2. Learn to "read" the landscape.
Next time you’re outside, take your own photographs of climate change. Not for Instagram, but for your own record. Is that creek lower than it was last year? Is that tree blooming three weeks earlier than it did when you were a kid? Documentation is a form of mindfulness. It connects you to the land.
3. Use visuals to talk to skeptics.
Arguments over politics rarely work. But showing someone a photo of a place they love—a lake they grew up visiting or a park they hike in—and showing how it has physically changed over twenty years? That’s a conversation starter. It moves the needle from "I don't believe the scientists" to "Wait, I remember that pier being much further from the water."

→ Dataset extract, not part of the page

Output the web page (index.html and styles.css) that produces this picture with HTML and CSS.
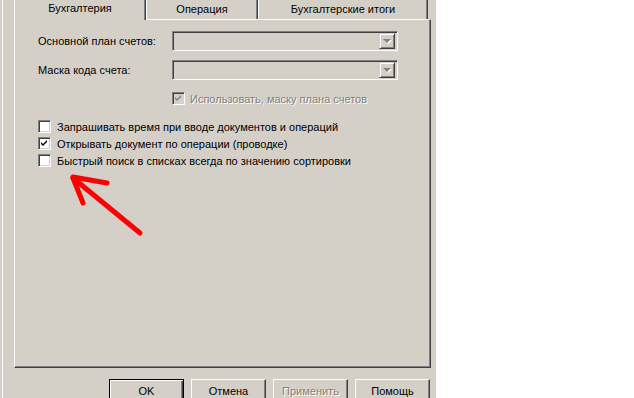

4. Demand the "Solution" photos.
We have enough photos of fires. We need more photos of the solutions. We need to see what a massive carbon-capture plant actually looks like. We need photos of vertical farms in Singapore and giant battery arrays in South Australia. Hope needs a visual language too. If we only see the destruction, we forget that there’s actually something worth saving.
Photography isn't just a record of what we're losing. It's a map of what we have left to protect. So, the next time you see a photo of a melting glacier or a flooded city, don't just sigh and swipe. Look at the details. Look at the people in the frame. Remember that the camera was there because someone thought that moment was too important to let vanish.